Early visitors to the Udvar-Hazy Center will also notice that the Enterprise on display is missing a few components. Sections of the leading edge of both wings are missing, removed by NASA earlier this year for use in the Columbia investigation. The leading edge panels of Enterprise’s left wing are made of fiberglass, not reinforced carbon-carbon (RCC), but were used in some of the early foam impact tests to test the setup for later tests involving real RCC panels from other shuttles. Neal said the museum is working with NASA to get those sections returned, but is not sure when that will happen.

A related question is whether the NASM—either at the Udvar-Hazy Center or the main museum on the Mall—will ever display artifacts from Columbia itself. “If there was some significance to a particular part of it, where there was some reason why we would want to focus on that,” the museum might consider it, said Dailey. “It’s not been our policy in the past to display it. We didn’t display the Challenger or the Apollo 1.”

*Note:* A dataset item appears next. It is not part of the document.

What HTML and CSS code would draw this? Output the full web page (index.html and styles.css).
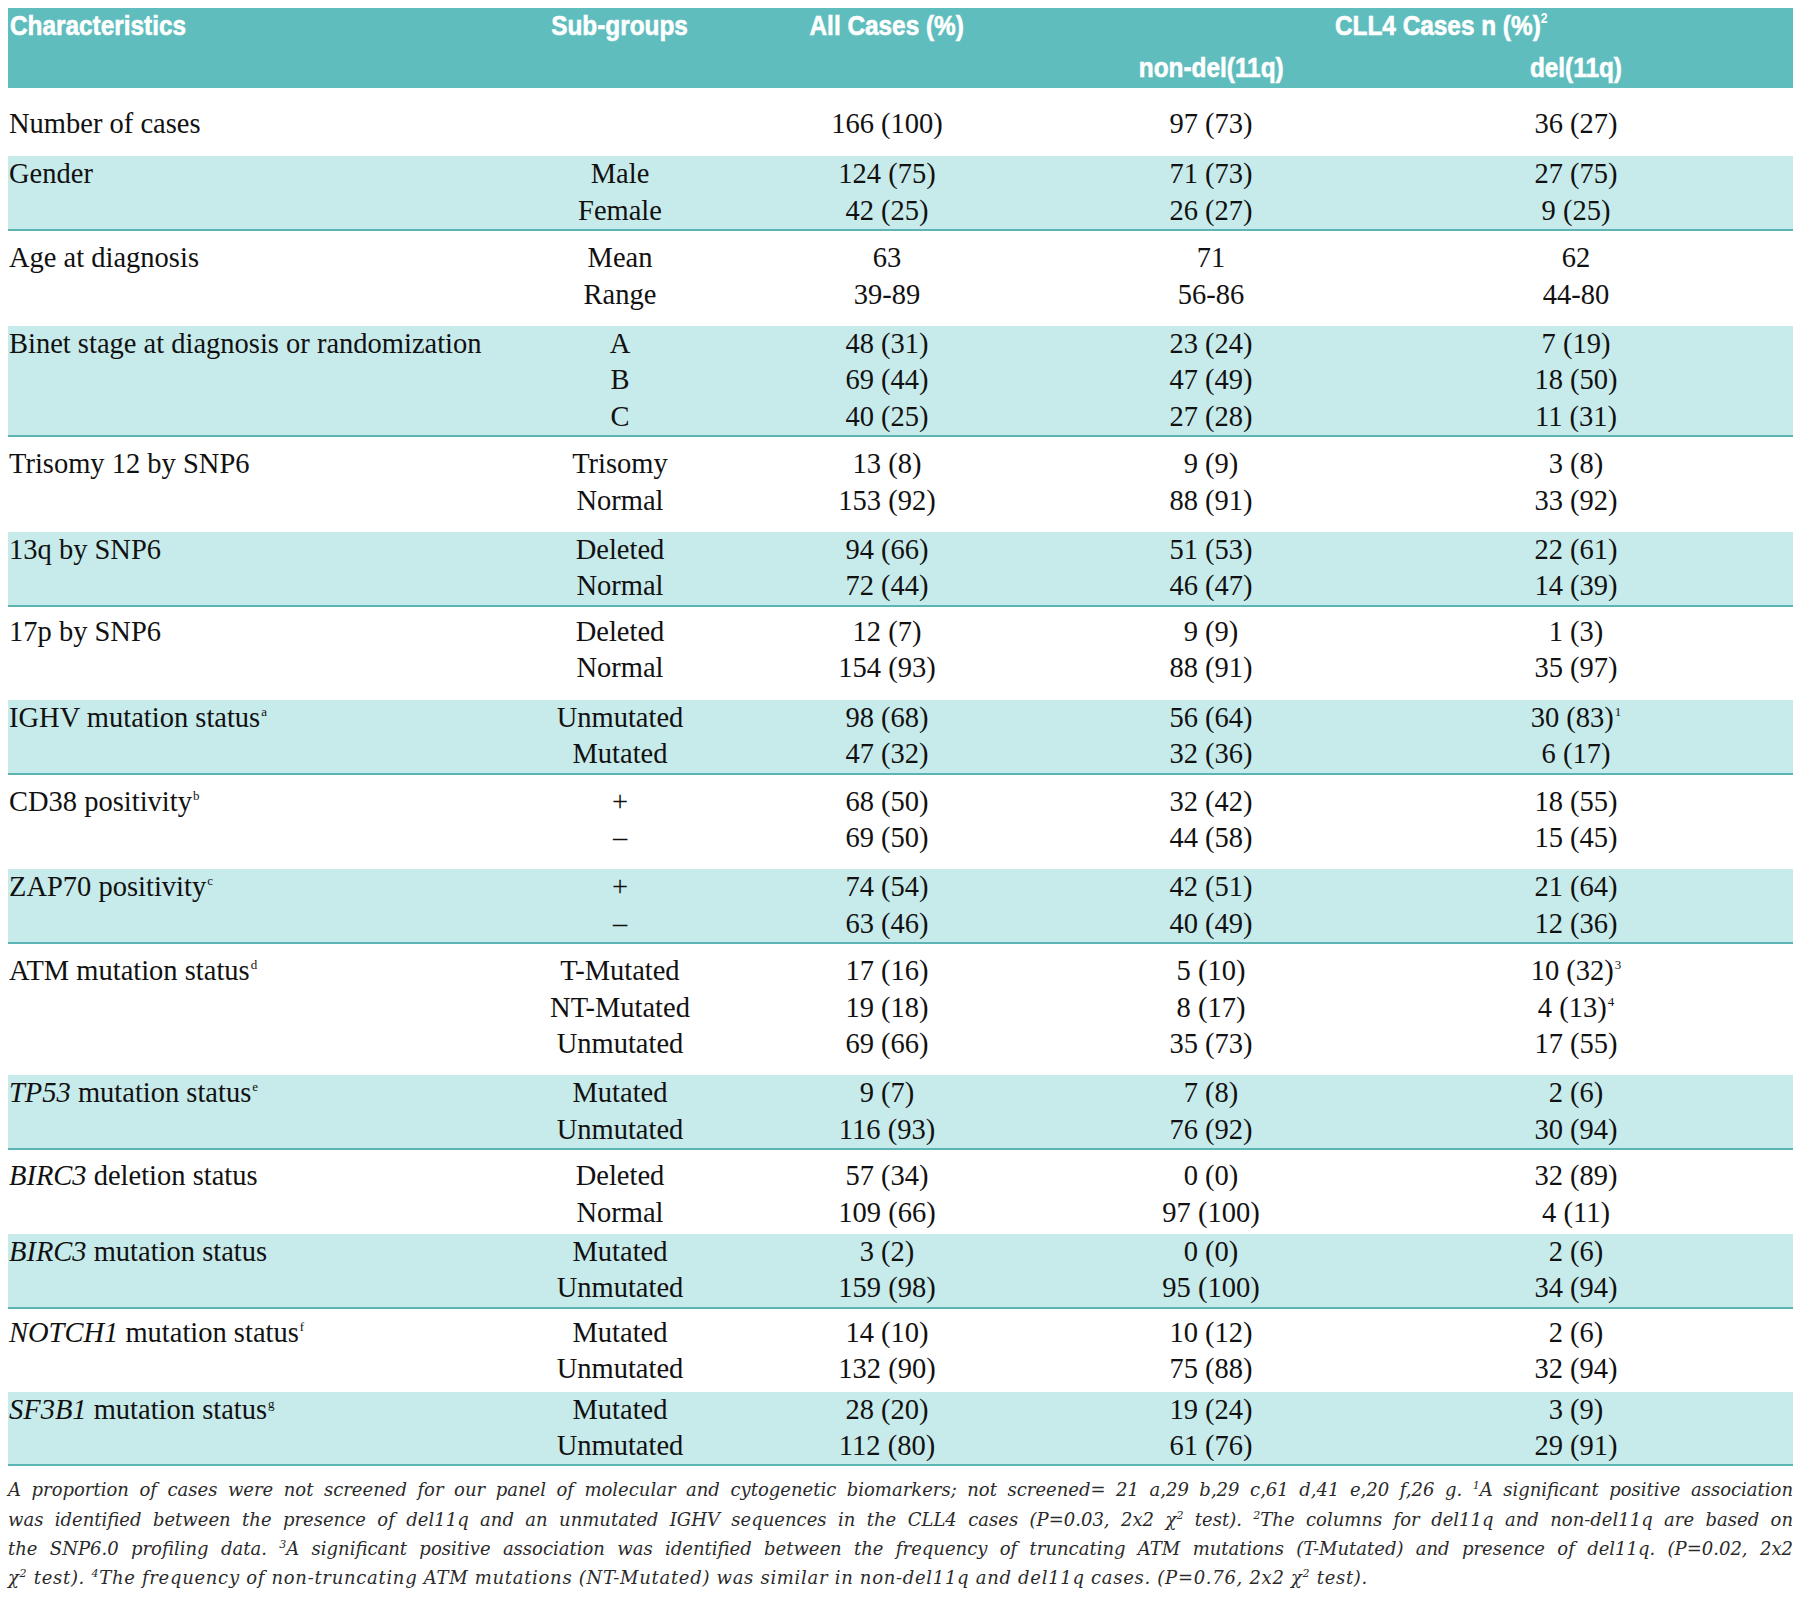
FILE: index.html
```html
<!DOCTYPE html>
<html>
<head>
<meta charset="utf-8">
<title>CLL4 characteristics</title>
<link rel="stylesheet" href="styles.css">
</head>
<body>
<table class="tbl">
<colgroup><col class="c1"><col class="c2"><col class="c3"><col class="c4"><col class="c5"></colgroup>
<thead>
<tr class="h1"><th class="left"><span class="hx hl">Characteristics</span></th><th><span class="hx">Sub-groups</span></th><th><span class="hx">All Cases (%)</span></th><th colspan="2" class="cll"><span class="hx hl">CLL4 Cases n (%)<sup class="hs">2</sup></span></th></tr>
<tr class="h2"><th></th><th></th><th></th><th><span class="hx">non-del(11q)</span></th><th class="last"><span class="hx">del(11q)</span></th></tr>
</thead>
<tbody>
<tr class="w first"><td class="left"><div>Number of cases</div></td><td></td><td><div>166 (100)</div></td><td><div>97 (73)</div></td><td class="last"><div>36 (27)</div></td></tr>
<tr class="s"><td class="left"><div>Gender</div></td><td><div>Male</div><div>Female</div></td><td><div>124 (75)</div><div>42 (25)</div></td><td><div>71 (73)</div><div>26 (27)</div></td><td class="last"><div>27 (75)</div><div>9 (25)</div></td></tr>
<tr class="w"><td class="left"><div>Age at diagnosis</div></td><td><div>Mean</div><div>Range</div></td><td><div>63</div><div>39-89</div></td><td><div>71</div><div>56-86</div></td><td class="last"><div>62</div><div>44-80</div></td></tr>
<tr class="s"><td class="left"><div>Binet stage at diagnosis or randomization</div></td><td><div>A</div><div>B</div><div>C</div></td><td><div>48 (31)</div><div>69 (44)</div><div>40 (25)</div></td><td><div>23 (24)</div><div>47 (49)</div><div>27 (28)</div></td><td class="last"><div>7 (19)</div><div>18 (50)</div><div>11 (31)</div></td></tr>
<tr class="w"><td class="left"><div>Trisomy 12 by SNP6</div></td><td><div>Trisomy</div><div>Normal</div></td><td><div>13 (8)</div><div>153 (92)</div></td><td><div>9 (9)</div><div>88 (91)</div></td><td class="last"><div>3 (8)</div><div>33 (92)</div></td></tr>
<tr class="s"><td class="left"><div>13q by SNP6</div></td><td><div>Deleted</div><div>Normal</div></td><td><div>94 (66)</div><div>72 (44)</div></td><td><div>51 (53)</div><div>46 (47)</div></td><td class="last"><div>22 (61)</div><div>14 (39)</div></td></tr>
<tr class="w w17"><td class="left"><div>17p by SNP6</div></td><td><div>Deleted</div><div>Normal</div></td><td><div>12 (7)</div><div>154 (93)</div></td><td><div>9 (9)</div><div>88 (91)</div></td><td class="last"><div>1 (3)</div><div>35 (97)</div></td></tr>
<tr class="s"><td class="left"><div>IGHV mutation status<sup class="fn">a</sup></div></td><td><div>Unmutated</div><div>Mutated</div></td><td><div>98 (68)</div><div>47 (32)</div></td><td><div>56 (64)</div><div>32 (36)</div></td><td class="last"><div>30 (83)<sup class="fn">1</sup></div><div>6 (17)</div></td></tr>
<tr class="w"><td class="left"><div>CD38 positivity<sup class="fn">b</sup></div></td><td><div>+</div><div>–</div></td><td><div>68 (50)</div><div>69 (50)</div></td><td><div>32 (42)</div><div>44 (58)</div></td><td class="last"><div>18 (55)</div><div>15 (45)</div></td></tr>
<tr class="s"><td class="left"><div>ZAP70 positivity<sup class="fn">c</sup></div></td><td><div>+</div><div>–</div></td><td><div>74 (54)</div><div>63 (46)</div></td><td><div>42 (51)</div><div>40 (49)</div></td><td class="last"><div>21 (64)</div><div>12 (36)</div></td></tr>
<tr class="w"><td class="left"><div>ATM mutation status<sup class="fn">d</sup></div></td><td><div>T-Mutated</div><div>NT-Mutated</div><div>Unmutated</div></td><td><div>17 (16)</div><div>19 (18)</div><div>69 (66)</div></td><td><div>5 (10)</div><div>8 (17)</div><div>35 (73)</div></td><td class="last"><div>10 (32)<sup class="fn">3</sup></div><div>4 (13)<sup class="fn">4</sup></div><div>17 (55)</div></td></tr>
<tr class="s"><td class="left"><div><i>TP53</i> mutation status<sup class="fn">e</sup></div></td><td><div>Mutated</div><div>Unmutated</div></td><td><div>9 (7)</div><div>116 (93)</div></td><td><div>7 (8)</div><div>76 (92)</div></td><td class="last"><div>2 (6)</div><div>30 (94)</div></td></tr>
<tr class="w tight"><td class="left"><div><i>BIRC3</i> deletion status</div></td><td><div>Deleted</div><div>Normal</div></td><td><div>57 (34)</div><div>109 (66)</div></td><td><div>0 (0)</div><div>97 (100)</div></td><td class="last"><div>32 (89)</div><div>4 (11)</div></td></tr>
<tr class="s"><td class="left"><div><i>BIRC3</i> mutation status</div></td><td><div>Mutated</div><div>Unmutated</div></td><td><div>3 (2)</div><div>159 (98)</div></td><td><div>0 (0)</div><div>95 (100)</div></td><td class="last"><div>2 (6)</div><div>34 (94)</div></td></tr>
<tr class="w tight2"><td class="left"><div><i>NOTCH1</i> mutation status<sup class="fn">f</sup></div></td><td><div>Mutated</div><div>Unmutated</div></td><td><div>14 (10)</div><div>132 (90)</div></td><td><div>10 (12)</div><div>75 (88)</div></td><td class="last"><div>2 (6)</div><div>32 (94)</div></td></tr>
<tr class="s"><td class="left"><div><i>SF3B1</i> mutation status<sup class="fn">g</sup></div></td><td><div>Mutated</div><div>Unmutated</div></td><td><div>28 (20)</div><div>112 (80)</div></td><td><div>19 (24)</div><div>61 (76)</div></td><td class="last"><div>3 (9)</div><div>29 (91)</div></td></tr>
</tbody>
</table>
<div class="foot">
<div class="jl">A proportion of cases were not screened for our panel of molecular and cytogenetic biomarkers; not screened= 21 a,29 b,29 c,61 d,41 e,20 f,26 g. <sup class="ft">1</sup>A significant positive association</div>
<div class="jl">was identified between the presence of del11q and an unmutated IGHV sequences in the CLL4 cases (P=0.03, 2x2 χ<sup class="ft">2</sup> test). <sup class="ft">2</sup>The columns for del11q and non-del11q are based on</div>
<div class="jl">the SNP6.0 profiling data. <sup class="ft">3</sup>A significant positive association was identified between the frequency of truncating ATM mutations (T-Mutated) and presence of del11q. (P=0.02, 2x2</div>
<div class="ll">χ<sup class="ft">2</sup> test). <sup class="ft">4</sup>The frequency of non-truncating ATM mutations (NT-Mutated) was similar in non-del11q and del11q cases. (P=0.76, 2x2 χ<sup class="ft">2</sup> test).</div>
</div>
</body>
</html>
```

FILE: styles.css
```css
html, body {
  margin: 0;
  padding: 0;
  background: #ffffff;
}
body {
  padding: 8px;
}
.tbl {
  width: 1785px;
  table-layout: fixed;
  border-collapse: collapse;
  border-spacing: 0;
  font-family: "Liberation Serif", "Times New Roman", serif;
  font-size: 28.5px;
  color: #111111;
}
.c1 { width: 492px; }
.c2 { width: 240px; }
.c3 { width: 294px; }
.c4 { width: 354px; }
.c5 { width: 405px; }

thead tr {
  background: #5fbdbd;
}
thead th {
  font-family: "Liberation Sans", Arial, sans-serif;
  font-weight: 700;
  font-size: 28px;
  color: #ffffff;
  height: 40px;
  line-height: 40px;
  padding: 0;
  text-align: center;
  vertical-align: middle;
  white-space: nowrap;
  -webkit-text-stroke: 0.6px #ffffff;
}
.hx {
  display: inline-block;
  transform: scaleX(0.87);
  transform-origin: center center;
}
.h1 .hx {
  transform: translateY(-2px) scaleX(0.87);
}
.hx.hl {
  transform-origin: left center;
}
thead th.left {
  text-align: left;
  padding-left: 2px;
}
thead th.cll {
  text-align: left;
  padding-left: 301px;
}
.hs {
  font-size: 14px;
  line-height: 0;
  vertical-align: 12px;
  -webkit-text-stroke: 0;
}
th.last, td.last {
  padding-right: 29px;
}

tbody td {
  padding: 0;
  line-height: 36.4px;
  text-align: center;
  vertical-align: top;
  white-space: nowrap;
}
tbody td.left {
  text-align: left;
  padding-left: 1px;
}
tr.s td {
  background: #c7eaea;
  border-bottom: 2px solid #5db4b4;
}
tr.w td {
  padding-top: 9px;
  padding-bottom: 13px;
}
tr.first td {
  padding-top: 18px;
  padding-bottom: 14px;
}
tr.w17 td {
  padding-top: 7px;
  padding-bottom: 13px;
}
tr.tight td {
  padding-top: 8px;
  padding-bottom: 3px;
}
tr.tight2 td {
  padding-top: 6px;
  padding-bottom: 4px;
}
tbody td.last {
  padding-right: 29px;
}
.fn {
  font-size: 13px;
  line-height: 0;
  vertical-align: 11px;
  margin-left: 1px;
}

.foot {
  width: 1785px;
  margin-top: 9px;
  font-family: "DejaVu Serif", "Liberation Serif", serif;
  font-style: italic;
  font-size: 18px;
  line-height: 29.3px;
  color: #2a2a2a;
}
.jl {
  text-align: justify;
  text-align-last: justify;
  white-space: nowrap;
}
.ll {
  text-align: left;
  white-space: nowrap;
  letter-spacing: 0.7px;
}
.ft {
  font-size: 11px;
  line-height: 0;
  vertical-align: 7px;
}
```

Neal said the museum might consider displaying some selected Columbia artifacts “after a respectful time has past.” This would include the OEX data recorder from Columbia that provided investigators with information about the shuttle’s final minutes, as well as the RCC panels from other orbiters damaged during the foam impact tests. The purpose of such a display, she said, would not be for “morbid curiosity” but instead to “show a detective story” about how investigators used the debris to piece together the circumstances of the accident.

Neal said the museum might consider displaying some selected Columbia artifacts, not for “morbid curiosity” but instead to “show a detective story” about how investigators used the debris to piece together the circumstances of the accident.

Another thing museum-goers should keep in mind is that the center, while free like the other Smithsonian centers, has a de facto admission charge. Parking at the center will cost a staggering $12 per car (yearly passes are available for $50), a price designed to deter people from using the museum’s parking lot as additional airport parking. The museum will offer an express bus from the museum on the Mall to the center for $7 per person. While parking in downtown Washington can also be quite expensive, there are public transportation (bus and subway) options not available at the Udvar-Hazy Center, and there are a wide range of other tourist options within easy walking distance from the NASM’s Mall location. The Udvar-Hazy Center, on the other hand, is isolated, with its own dedicated exit off Route 28, a highway that parallels the eastern edge of Dulles Airport, and nothing besides the museum within walking distance.

Those interested in visiting the museum in the opening months should keep those caveats in mind. If your interest is exclusively with space artifacts, the current state of the museum may be something of a disappointment, and you should wait until the space hangar opens some time next year. However, if aviation in general is of interest, make plans to come to Dulles as soon as you can. There is plenty to see at the museum already, with more planned for the months to come.